In another particular embodiment, the liquid concentrate has a solid content of at least 40 wt. %, based on the total weight of the liquid concentrate.

In another particular embodiment, the liquid concentrate has a solid content of at least 50 wt. %, based on the total weight of the liquid concentrate.

Up to the point where the liquid concentrate is spray-dried to form the nutritional powder, the liquid concentrate may undergo further process steps that are well-known to a skilled person.

In a particular embodiment, the ingredients in the liquid concentrate (wet ingredients) are standardized, i.e. certain concentrations of the ingredients are adjusted.

In a particular embodiment, the liquid concentrate is thermally treated to reduce bacterial loads. This may be carried out by steam injection or by a heat exchanger. Afterwards, the liquid concentrate may be cooled.

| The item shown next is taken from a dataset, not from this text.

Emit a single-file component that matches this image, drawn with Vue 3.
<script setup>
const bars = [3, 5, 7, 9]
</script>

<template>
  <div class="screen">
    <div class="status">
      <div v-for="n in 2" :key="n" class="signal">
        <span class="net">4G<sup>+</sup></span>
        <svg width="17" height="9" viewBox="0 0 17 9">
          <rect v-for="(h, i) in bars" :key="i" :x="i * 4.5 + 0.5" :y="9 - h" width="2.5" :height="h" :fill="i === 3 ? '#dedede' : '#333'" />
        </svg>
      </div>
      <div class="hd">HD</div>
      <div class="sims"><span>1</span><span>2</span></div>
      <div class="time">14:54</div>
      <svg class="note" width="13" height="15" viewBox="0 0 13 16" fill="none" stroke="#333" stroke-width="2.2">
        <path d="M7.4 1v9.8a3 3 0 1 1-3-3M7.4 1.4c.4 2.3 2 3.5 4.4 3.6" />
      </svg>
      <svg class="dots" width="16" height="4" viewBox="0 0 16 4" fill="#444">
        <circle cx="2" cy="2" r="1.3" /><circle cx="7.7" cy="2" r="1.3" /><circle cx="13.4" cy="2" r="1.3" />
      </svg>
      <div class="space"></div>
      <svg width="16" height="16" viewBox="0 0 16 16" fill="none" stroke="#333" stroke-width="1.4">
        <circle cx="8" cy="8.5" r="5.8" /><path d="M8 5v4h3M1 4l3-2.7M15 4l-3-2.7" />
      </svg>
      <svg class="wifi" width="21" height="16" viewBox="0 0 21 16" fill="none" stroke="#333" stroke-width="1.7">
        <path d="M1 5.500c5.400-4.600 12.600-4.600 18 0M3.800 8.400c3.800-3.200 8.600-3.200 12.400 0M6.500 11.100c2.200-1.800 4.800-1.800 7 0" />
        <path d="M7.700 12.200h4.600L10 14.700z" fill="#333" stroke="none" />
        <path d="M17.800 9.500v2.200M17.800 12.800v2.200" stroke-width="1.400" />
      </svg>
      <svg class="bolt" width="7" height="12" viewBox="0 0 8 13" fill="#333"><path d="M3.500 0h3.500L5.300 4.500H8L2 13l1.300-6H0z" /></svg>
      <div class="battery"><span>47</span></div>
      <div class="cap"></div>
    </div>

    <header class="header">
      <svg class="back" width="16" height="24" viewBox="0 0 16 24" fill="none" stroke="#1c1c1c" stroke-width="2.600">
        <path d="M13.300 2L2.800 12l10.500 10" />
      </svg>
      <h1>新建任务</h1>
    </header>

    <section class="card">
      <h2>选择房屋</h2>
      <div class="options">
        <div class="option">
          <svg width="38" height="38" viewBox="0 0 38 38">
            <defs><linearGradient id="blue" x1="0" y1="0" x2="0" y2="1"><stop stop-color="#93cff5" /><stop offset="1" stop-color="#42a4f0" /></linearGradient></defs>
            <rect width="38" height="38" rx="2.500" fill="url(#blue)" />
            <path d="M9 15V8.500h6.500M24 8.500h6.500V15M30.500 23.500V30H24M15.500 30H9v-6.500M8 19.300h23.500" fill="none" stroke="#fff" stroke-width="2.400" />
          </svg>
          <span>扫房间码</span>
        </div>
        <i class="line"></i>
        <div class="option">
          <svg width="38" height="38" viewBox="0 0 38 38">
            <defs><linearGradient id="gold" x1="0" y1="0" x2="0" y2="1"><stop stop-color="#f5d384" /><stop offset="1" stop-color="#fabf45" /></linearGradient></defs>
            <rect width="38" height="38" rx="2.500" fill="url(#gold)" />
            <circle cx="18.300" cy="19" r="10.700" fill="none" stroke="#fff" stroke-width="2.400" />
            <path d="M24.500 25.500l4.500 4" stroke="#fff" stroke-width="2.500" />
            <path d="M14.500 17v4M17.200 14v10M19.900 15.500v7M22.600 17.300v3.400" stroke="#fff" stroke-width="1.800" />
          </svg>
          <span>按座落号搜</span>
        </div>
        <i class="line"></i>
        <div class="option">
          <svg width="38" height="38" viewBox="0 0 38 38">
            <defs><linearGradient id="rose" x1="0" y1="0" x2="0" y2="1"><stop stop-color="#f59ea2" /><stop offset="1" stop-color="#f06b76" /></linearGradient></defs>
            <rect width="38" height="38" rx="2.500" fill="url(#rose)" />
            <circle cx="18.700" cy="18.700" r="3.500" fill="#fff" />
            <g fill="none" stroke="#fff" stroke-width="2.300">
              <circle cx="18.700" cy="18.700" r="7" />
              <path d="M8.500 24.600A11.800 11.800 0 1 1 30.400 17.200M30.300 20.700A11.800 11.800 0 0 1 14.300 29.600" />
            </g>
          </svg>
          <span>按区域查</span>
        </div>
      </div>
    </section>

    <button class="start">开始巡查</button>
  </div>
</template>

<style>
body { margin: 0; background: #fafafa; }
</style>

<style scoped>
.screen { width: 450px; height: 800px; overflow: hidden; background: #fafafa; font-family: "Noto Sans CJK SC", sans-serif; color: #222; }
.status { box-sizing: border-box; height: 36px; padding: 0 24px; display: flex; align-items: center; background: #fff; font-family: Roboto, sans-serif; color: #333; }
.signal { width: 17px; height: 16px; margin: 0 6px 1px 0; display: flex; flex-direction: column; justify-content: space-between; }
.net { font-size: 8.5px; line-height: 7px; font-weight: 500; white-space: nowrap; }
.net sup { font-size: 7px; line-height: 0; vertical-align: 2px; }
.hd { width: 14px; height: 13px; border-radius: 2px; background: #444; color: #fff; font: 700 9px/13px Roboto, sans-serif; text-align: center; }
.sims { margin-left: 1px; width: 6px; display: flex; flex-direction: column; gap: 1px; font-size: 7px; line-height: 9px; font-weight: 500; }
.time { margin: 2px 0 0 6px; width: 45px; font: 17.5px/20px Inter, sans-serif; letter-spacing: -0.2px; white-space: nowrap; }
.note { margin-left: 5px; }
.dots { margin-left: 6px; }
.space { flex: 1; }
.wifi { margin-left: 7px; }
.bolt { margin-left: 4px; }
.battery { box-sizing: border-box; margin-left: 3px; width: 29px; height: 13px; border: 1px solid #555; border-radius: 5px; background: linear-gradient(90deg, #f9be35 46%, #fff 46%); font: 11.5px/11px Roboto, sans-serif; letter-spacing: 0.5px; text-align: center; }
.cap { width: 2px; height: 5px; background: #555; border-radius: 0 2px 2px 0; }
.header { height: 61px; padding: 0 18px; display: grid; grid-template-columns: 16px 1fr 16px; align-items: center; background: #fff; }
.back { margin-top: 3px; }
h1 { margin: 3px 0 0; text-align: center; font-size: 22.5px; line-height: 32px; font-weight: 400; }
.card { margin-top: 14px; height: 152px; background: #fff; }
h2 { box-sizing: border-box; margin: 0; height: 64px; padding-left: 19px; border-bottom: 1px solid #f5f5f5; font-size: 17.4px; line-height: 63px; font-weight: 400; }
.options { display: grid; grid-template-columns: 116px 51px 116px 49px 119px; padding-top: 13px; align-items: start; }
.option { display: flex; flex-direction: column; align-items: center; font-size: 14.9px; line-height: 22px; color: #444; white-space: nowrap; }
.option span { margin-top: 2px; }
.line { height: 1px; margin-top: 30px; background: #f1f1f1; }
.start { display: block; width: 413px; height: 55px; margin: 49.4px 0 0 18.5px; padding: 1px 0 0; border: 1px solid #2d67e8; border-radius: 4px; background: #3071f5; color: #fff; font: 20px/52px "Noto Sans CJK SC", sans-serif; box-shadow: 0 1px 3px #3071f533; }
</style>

In a particular embodiment, the liquid concentrate may be homogenized. A homogenization step may be suitable to obtain a stable emulsion in case the liquid concentrate comprises a polar and a non-polar phase that are not miscible. Suitable equipment for the homogenization of the liquid concentrate is well known to a skilled person. Moreover, the process according to the invention may also comprise more than one homogenization step, for example, two homogenization steps.

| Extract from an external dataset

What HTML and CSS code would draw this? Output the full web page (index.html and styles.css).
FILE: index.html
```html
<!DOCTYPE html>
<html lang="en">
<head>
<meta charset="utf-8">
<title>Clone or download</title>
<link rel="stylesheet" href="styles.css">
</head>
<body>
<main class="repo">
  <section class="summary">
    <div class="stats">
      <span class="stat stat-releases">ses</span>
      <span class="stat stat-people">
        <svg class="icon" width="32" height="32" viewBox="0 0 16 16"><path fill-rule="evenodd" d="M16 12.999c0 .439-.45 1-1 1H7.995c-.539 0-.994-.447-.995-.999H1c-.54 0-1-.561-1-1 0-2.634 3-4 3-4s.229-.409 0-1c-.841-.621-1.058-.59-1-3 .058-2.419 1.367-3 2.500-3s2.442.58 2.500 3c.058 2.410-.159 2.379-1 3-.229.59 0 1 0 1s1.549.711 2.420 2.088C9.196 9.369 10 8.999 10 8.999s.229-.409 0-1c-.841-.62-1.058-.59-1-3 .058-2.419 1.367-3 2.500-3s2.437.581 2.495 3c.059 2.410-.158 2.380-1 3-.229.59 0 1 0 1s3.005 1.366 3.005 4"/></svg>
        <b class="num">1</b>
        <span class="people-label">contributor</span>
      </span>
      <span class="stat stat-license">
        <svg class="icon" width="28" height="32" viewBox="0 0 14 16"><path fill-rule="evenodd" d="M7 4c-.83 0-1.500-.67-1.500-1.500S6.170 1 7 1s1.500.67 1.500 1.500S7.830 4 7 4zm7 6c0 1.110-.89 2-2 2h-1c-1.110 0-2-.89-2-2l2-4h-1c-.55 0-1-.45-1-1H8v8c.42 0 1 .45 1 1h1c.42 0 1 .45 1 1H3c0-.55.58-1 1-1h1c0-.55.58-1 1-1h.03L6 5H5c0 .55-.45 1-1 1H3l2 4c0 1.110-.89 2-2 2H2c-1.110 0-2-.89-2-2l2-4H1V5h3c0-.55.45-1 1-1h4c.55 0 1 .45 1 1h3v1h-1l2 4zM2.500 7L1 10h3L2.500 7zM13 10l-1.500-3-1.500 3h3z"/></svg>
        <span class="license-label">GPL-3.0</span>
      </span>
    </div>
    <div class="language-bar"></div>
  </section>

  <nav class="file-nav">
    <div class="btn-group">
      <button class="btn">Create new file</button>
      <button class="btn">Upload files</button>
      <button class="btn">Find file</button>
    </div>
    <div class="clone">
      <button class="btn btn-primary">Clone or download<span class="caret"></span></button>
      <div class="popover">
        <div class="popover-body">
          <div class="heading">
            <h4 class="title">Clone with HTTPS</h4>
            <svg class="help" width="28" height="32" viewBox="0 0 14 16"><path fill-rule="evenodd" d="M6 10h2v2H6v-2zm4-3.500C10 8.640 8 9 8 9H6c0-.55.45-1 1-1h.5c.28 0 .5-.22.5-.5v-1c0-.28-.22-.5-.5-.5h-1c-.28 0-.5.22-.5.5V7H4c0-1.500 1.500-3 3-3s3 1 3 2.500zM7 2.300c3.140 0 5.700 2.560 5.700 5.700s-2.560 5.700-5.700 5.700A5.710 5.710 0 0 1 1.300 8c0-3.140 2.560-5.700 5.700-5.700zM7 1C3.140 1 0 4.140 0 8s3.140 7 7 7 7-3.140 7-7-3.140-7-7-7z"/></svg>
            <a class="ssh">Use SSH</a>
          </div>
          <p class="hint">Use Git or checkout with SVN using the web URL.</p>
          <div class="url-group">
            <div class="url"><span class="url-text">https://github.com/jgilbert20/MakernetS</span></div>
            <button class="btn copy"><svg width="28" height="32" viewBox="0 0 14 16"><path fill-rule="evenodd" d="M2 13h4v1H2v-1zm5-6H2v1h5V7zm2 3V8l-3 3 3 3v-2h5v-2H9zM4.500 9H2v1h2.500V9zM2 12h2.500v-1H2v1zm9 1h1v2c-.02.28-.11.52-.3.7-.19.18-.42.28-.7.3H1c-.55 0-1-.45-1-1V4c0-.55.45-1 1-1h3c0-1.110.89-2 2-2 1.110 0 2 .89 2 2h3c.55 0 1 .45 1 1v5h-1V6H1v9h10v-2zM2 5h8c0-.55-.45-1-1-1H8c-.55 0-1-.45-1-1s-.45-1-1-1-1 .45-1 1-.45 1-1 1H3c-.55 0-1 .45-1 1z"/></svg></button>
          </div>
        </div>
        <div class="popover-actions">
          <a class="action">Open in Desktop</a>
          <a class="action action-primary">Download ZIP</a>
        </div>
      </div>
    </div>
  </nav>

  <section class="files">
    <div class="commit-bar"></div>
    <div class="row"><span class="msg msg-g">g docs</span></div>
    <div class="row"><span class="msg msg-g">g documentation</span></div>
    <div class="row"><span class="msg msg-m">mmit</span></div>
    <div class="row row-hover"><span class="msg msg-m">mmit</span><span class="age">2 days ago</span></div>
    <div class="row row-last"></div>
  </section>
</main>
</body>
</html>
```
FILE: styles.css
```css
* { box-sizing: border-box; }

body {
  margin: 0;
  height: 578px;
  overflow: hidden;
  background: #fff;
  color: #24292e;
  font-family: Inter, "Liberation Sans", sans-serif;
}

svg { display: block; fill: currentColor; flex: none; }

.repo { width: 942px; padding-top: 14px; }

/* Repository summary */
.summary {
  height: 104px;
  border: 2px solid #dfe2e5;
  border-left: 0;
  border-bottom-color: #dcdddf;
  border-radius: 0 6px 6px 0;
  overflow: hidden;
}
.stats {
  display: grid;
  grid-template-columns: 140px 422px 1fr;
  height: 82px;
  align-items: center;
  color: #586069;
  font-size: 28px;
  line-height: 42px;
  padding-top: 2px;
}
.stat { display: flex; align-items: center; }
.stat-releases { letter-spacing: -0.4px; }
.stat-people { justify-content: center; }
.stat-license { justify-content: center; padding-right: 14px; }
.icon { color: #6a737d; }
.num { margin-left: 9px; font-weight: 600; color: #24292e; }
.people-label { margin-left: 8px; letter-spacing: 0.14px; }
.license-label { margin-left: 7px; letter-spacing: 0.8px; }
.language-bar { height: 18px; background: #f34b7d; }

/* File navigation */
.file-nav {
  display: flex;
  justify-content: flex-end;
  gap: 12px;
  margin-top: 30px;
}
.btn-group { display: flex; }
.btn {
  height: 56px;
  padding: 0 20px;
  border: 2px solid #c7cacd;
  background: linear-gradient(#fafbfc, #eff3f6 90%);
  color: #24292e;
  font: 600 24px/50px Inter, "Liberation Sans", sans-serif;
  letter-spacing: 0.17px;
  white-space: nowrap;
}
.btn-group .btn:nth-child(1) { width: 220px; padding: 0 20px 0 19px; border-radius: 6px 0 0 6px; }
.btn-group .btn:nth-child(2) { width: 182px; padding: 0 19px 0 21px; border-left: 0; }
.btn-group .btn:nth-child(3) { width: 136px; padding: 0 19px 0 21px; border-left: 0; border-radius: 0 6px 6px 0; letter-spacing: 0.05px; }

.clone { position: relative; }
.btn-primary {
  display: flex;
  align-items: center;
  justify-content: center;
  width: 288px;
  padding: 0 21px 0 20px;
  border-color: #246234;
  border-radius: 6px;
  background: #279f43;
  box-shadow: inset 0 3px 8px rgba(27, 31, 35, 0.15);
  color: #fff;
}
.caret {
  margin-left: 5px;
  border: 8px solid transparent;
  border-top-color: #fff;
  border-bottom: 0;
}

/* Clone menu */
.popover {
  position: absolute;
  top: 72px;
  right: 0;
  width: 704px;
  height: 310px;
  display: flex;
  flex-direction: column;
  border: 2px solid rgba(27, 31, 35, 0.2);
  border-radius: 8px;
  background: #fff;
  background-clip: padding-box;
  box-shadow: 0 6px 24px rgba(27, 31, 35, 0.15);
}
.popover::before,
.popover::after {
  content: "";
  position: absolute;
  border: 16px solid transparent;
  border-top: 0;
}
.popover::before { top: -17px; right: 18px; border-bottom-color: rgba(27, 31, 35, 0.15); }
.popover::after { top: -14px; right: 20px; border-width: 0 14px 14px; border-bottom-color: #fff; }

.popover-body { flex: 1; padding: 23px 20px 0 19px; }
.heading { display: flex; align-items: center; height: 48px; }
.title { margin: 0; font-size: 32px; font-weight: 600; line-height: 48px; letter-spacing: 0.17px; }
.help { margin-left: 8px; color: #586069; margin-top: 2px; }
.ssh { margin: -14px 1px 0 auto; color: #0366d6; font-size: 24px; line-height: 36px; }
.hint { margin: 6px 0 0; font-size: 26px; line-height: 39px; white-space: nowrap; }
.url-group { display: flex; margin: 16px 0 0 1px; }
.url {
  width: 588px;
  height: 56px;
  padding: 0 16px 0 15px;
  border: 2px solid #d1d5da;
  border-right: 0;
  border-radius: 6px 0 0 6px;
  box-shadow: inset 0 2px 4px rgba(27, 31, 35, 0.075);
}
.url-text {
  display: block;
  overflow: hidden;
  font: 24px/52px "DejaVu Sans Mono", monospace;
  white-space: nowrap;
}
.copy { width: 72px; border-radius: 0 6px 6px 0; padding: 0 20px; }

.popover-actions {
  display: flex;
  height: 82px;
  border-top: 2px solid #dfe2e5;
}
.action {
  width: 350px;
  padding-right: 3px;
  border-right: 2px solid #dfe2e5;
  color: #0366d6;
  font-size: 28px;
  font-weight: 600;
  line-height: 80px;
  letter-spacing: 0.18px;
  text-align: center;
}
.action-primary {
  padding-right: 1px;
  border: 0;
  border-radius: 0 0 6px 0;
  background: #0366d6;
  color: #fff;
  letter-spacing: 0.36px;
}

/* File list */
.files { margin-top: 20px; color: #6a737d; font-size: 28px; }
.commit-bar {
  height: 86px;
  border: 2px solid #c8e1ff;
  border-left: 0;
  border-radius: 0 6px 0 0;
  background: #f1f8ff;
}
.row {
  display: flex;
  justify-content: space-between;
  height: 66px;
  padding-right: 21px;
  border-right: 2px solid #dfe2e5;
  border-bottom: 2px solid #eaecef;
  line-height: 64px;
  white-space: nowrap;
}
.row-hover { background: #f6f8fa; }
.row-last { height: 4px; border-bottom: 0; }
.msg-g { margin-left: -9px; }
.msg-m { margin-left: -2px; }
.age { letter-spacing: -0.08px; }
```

In a particular embodiment, the liquid concentrate is subjected to an evaporation step. Such an evaporation step may be suitable to produce a liquid concentrate with a desired solid content before the spray-drying is carried out. The evaporation step may lead to a liquid concentrate that has a solid content of at least 35 wt. %.

According to the inventive process, the spray-drying of the liquid concentrate is performed in the presence of solid carbohydrate particles.

In a particular embodiment, the liquid concentrate is sprayed into the top of a spray-drier, preferably with high-pressure swirl nozzles. The atomization pressure is typically between 50 to 300 bar, preferably 160 to 210 bar with the hot air being introduced at a temperature between 15° and 400° C., preferably between 25° and 340° C. Suitable spray-driers and spray-drying conditions are well known to a skilled person.

Suitable blowing equipment may be used to transport the solid carbohydrate particles into the spray-drier. Air blowers are particularly suitable. Alternatively, the dry ingredients may be mechanically transported to the spray-drier.

The location in the spray dryer at which the solid carbohydrate particles are introduced is not critical.

In a particular embodiment, the solid carbohydrate particles are blown into the zone of turbulence of the spray dryer. The precise location of this zone varies with the type of spray dryer, but the location and extent of the zone of turbulence of any given spray dryer will be well known to a person skilled in the art. Preferably, the zone of turbulence refers to the zone in the spray dryer where the agglomeration of the particles takes place.

In another particular embodiment, the solid carbohydrate particles may be introduced into the exhaust air ducts of the spray dryer.

Once introduced into the spray drier, the solid carbohydrate particles may agglomerate with the drying particles of the liquid concentrate to produce a homogeneous powdered product.